What you need to do: Write out the material again exactly, please, and omit the pictures.

Raw data:

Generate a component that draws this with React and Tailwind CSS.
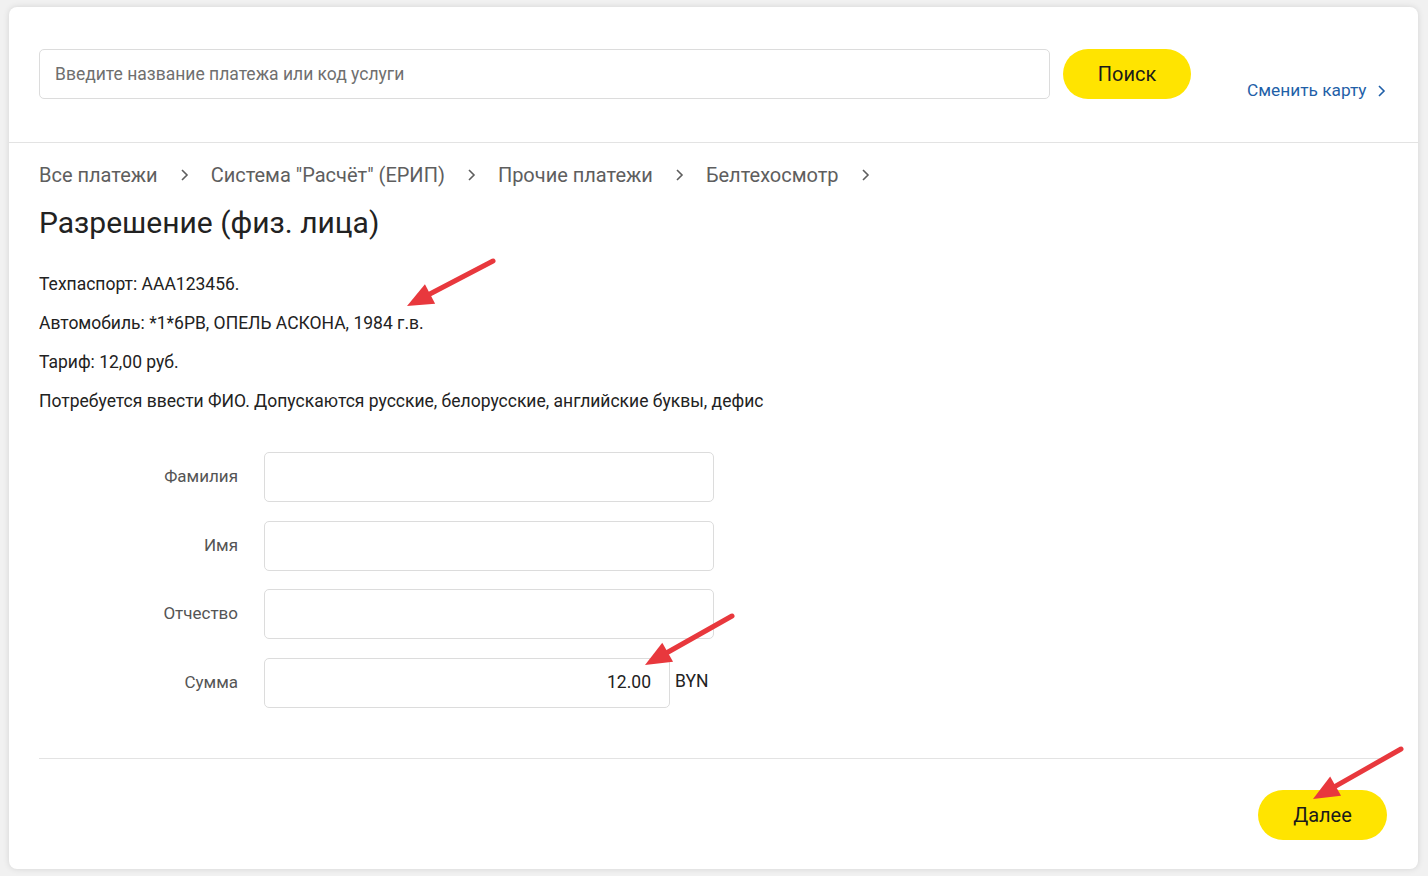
import React from "react";

function Arrow({ x1, y1, x2, y2 }) {
  const dx = x2 - x1, dy = y2 - y1;
  const len = Math.hypot(dx, dy);
  const ux = dx / len, uy = dy / len;
  const hl = 26, hw = 11;
  const bx = x2 - ux * hl, by = y2 - uy * hl;
  const px = -uy, py = ux;
  const pts = `${x2},${y2} ${bx + px * hw},${by + py * hw} ${bx - px * hw},${by - py * hw}`;
  return (
    <g>
      <line x1={x1} y1={y1} x2={bx + ux * 4} y2={by + uy * 4} stroke="#e8383d" strokeWidth="5" strokeLinecap="round" />
      <polygon points={pts} fill="#e8383d" />
    </g>
  );
}

function Chevron({ className }) {
  return (
    <svg className={className} width="10" height="14" viewBox="0 0 10 14" fill="none">
      <path d="M3 2l5 5-5 5" stroke="currentColor" strokeWidth="1.6" />
    </svg>
  );
}

export default function App() {
  const rows = [
    { label: "Фамилия" },
    { label: "Имя" },
    { label: "Отчество" },
  ];
  return (
    <div className="relative w-[1428px] h-[876px] bg-[#f1f1f1] overflow-hidden pt-[7px] pl-[9px]" style={{ fontFamily: "Roboto, 'Liberation Sans', sans-serif" }}>
      <div className="w-[1409px] h-[862px] bg-white rounded-[8px] shadow-[0_0_6px_rgba(0,0,0,0.12)] flex flex-col">
        {/* header */}
        <div className="h-[136px] border-b border-[#e3e3e3] flex items-start pt-[42px] pl-[30px]">
          <div className="w-[1011px] h-[50px] border border-[#dcdcdc] rounded-[5px] flex items-center pl-[15px] text-[17.5px] text-[#6f6f6f]">
            Введите название платежа или код услуги
          </div>
          <button className="ml-[13px] w-[128px] h-[50px] rounded-full bg-[#ffe400] text-[20px] text-[#1a1a1a]">Поиск</button>
          <div className="ml-[56px] mt-[29px] flex items-center gap-[9px] text-[17.3px] text-[#1f5fa8]">
            <span>Сменить карту</span>
            <Chevron className="text-[#1f5fa8]" />
          </div>
        </div>
        {/* content */}
        <div className="px-[30px] pt-[19px] flex-1 flex flex-col">
          <div className="flex items-center text-[20px] text-[#5e5e5e] h-[26px]">
            <span>Все платежи</span>
            <Chevron className="mx-[21.5px] text-[#5e5e5e]" />
            <span>Система "Расчёт" (ЕРИП)</span>
            <Chevron className="mx-[21.5px] text-[#5e5e5e]" />
            <span>Прочие платежи</span>
            <Chevron className="mx-[21.5px] text-[#5e5e5e]" />
            <span>Белтехосмотр</span>
            <Chevron className="mx-[21.5px] text-[#5e5e5e]" />
          </div>
          <h1 className="mt-[17px] text-[30px] leading-[36px] text-[#222]">Разрешение (физ. лица)</h1>
          <div className="mt-[32px] flex flex-col gap-[16px] text-[17.5px] leading-[23px] text-[#222]">
            <p>Техпаспорт: AAA123456.</p>
            <p>Автомобиль: *1*6РВ, ОПЕЛЬ АСКОНА, 1984 г.в.</p>
            <p>Тариф: 12,00 руб.</p>
            <p>Потребуется ввести ФИО. Допускаются русские, белорусские, английские буквы, дефис</p>
          </div>
          <div className="mt-[39px] flex flex-col gap-[18.5px]">
            {rows.map((r) => (
              <div key={r.label} className="flex items-center">
                <div className="w-[199px] text-right text-[17px] text-[#555]">{r.label}</div>
                <div className="ml-[26px] w-[450px] h-[50px] border border-[#dcdcdc] rounded-[5px]" />
              </div>
            ))}
            <div className="flex items-center">
              <div className="w-[199px] text-right text-[17px] text-[#555]">Сумма</div>
              <div className="ml-[26px] w-[406px] h-[50px] border border-[#dcdcdc] rounded-[5px] flex items-center justify-end pr-[18px] text-[17.5px] text-[#222]">12.00</div>
              <div className="ml-[5px] text-[17.5px] text-[#222] -mt-[2px]">BYN</div>
            </div>
          </div>
          <div className="mt-[50px] border-t border-[#e3e3e3] w-[1349px]" />
          <div className="flex justify-end pr-[1px] mt-[31px] w-[1349px]">
            <button className="w-[129px] h-[50px] rounded-full bg-[#ffe400] text-[20px] text-[#1a1a1a]">Далее</button>
          </div>
        </div>
      </div>
      <svg className="absolute inset-0 pointer-events-none" width="1428" height="876">
        <Arrow x1={493} y1={261} x2={407} y2={306} />
        <Arrow x1={732} y1={616} x2={645} y2={665} />
        <Arrow x1={1401} y1={749} x2={1313} y2={799} />
      </svg>
    </div>
  );
}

Result of the task:
Generate a component that draws this with React and Tailwind CSS.
import React from "react";

function Arrow({ x1, y1, x2, y2 }) {
  const dx = x2 - x1, dy = y2 - y1;
  const len = Math.hypot(dx, dy);
  const ux = dx / len, uy = dy / len;
  const hl = 26, hw = 11;
  const bx = x2 - ux * hl, by = y2 - uy * hl;
  const px = -uy, py = ux;
  const pts = `${x2},${y2} ${bx + px * hw},${by + py * hw} ${bx - px * hw},${by - py * hw}`;
  return (
    <g>
      <line x1={x1} y1={y1} x2={bx + ux * 4} y2={by + uy * 4} stroke="#e8383d" strokeWidth="5" strokeLinecap="round" />
      <polygon points={pts} fill="#e8383d" />
    </g>
  );
}

function Chevron({ className }) {
  return (
    <svg className={className} width="10" height="14" viewBox="0 0 10 14" fill="none">
      <path d="M3 2l5 5-5 5" stroke="currentColor" strokeWidth="1.6" />
    </svg>
  );
}

export default function App() {
  const rows = [
    { label: "Фамилия" },
    { label: "Имя" },
    { label: "Отчество" },
  ];
  return (
    <div className="relative w-[1428px] h-[876px] bg-[#f1f1f1] overflow-hidden pt-[7px] pl-[9px]" style={{ fontFamily: "Roboto, 'Liberation Sans', sans-serif" }}>
      <div className="w-[1409px] h-[862px] bg-white rounded-[8px] shadow-[0_0_6px_rgba(0,0,0,0.12)] flex flex-col">
        {/* header */}
        <div className="h-[136px] border-b border-[#e3e3e3] flex items-start pt-[42px] pl-[30px]">
          <div className="w-[1011px] h-[50px] border border-[#dcdcdc] rounded-[5px] flex items-center pl-[15px] text-[17.5px] text-[#6f6f6f]">
            Введите название платежа или код услуги
          </div>
          <button className="ml-[13px] w-[128px] h-[50px] rounded-full bg-[#ffe400] text-[20px] text-[#1a1a1a]">Поиск</button>
          <div className="ml-[56px] mt-[29px] flex items-center gap-[9px] text-[17.3px] text-[#1f5fa8]">
            <span>Сменить карту</span>
            <Chevron className="text-[#1f5fa8]" />
          </div>
        </div>
        {/* content */}
        <div className="px-[30px] pt-[19px] flex-1 flex flex-col">
          <div className="flex items-center text-[20px] text-[#5e5e5e] h-[26px]">
            <span>Все платежи</span>
            <Chevron className="mx-[21.5px] text-[#5e5e5e]" />
            <span>Система "Расчёт" (ЕРИП)</span>
            <Chevron className="mx-[21.5px] text-[#5e5e5e]" />
            <span>Прочие платежи</span>
            <Chevron className="mx-[21.5px] text-[#5e5e5e]" />
            <span>Белтехосмотр</span>
            <Chevron className="mx-[21.5px] text-[#5e5e5e]" />
          </div>
          <h1 className="mt-[17px] text-[30px] leading-[36px] text-[#222]">Разрешение (физ. лица)</h1>
          <div className="mt-[32px] flex flex-col gap-[16px] text-[17.5px] leading-[23px] text-[#222]">
            <p>Техпаспорт: AAA123456.</p>
            <p>Автомобиль: *1*6РВ, ОПЕЛЬ АСКОНА, 1984 г.в.</p>
            <p>Тариф: 12,00 руб.</p>
            <p>Потребуется ввести ФИО. Допускаются русские, белорусские, английские буквы, дефис</p>
          </div>
          <div className="mt-[39px] flex flex-col gap-[18.5px]">
            {rows.map((r) => (
              <div key={r.label} className="flex items-center">
                <div className="w-[199px] text-right text-[17px] text-[#555]">{r.label}</div>
                <div className="ml-[26px] w-[450px] h-[50px] border border-[#dcdcdc] rounded-[5px]" />
              </div>
            ))}
            <div className="flex items-center">
              <div className="w-[199px] text-right text-[17px] text-[#555]">Сумма</div>
              <div className="ml-[26px] w-[406px] h-[50px] border border-[#dcdcdc] rounded-[5px] flex items-center justify-end pr-[18px] text-[17.5px] text-[#222]">12.00</div>
              <div className="ml-[5px] text-[17.5px] text-[#222] -mt-[2px]">BYN</div>
            </div>
          </div>
          <div className="mt-[50px] border-t border-[#e3e3e3] w-[1349px]" />
          <div className="flex justify-end pr-[1px] mt-[31px] w-[1349px]">
            <button className="w-[129px] h-[50px] rounded-full bg-[#ffe400] text-[20px] text-[#1a1a1a]">Далее</button>
          </div>
        </div>
      </div>
      <svg className="absolute inset-0 pointer-events-none" width="1428" height="876">
        <Arrow x1={493} y1={261} x2={407} y2={306} />
        <Arrow x1={732} y1={616} x2={645} y2={665} />
        <Arrow x1={1401} y1={749} x2={1313} y2={799} />
      </svg>
    </div>
  );
}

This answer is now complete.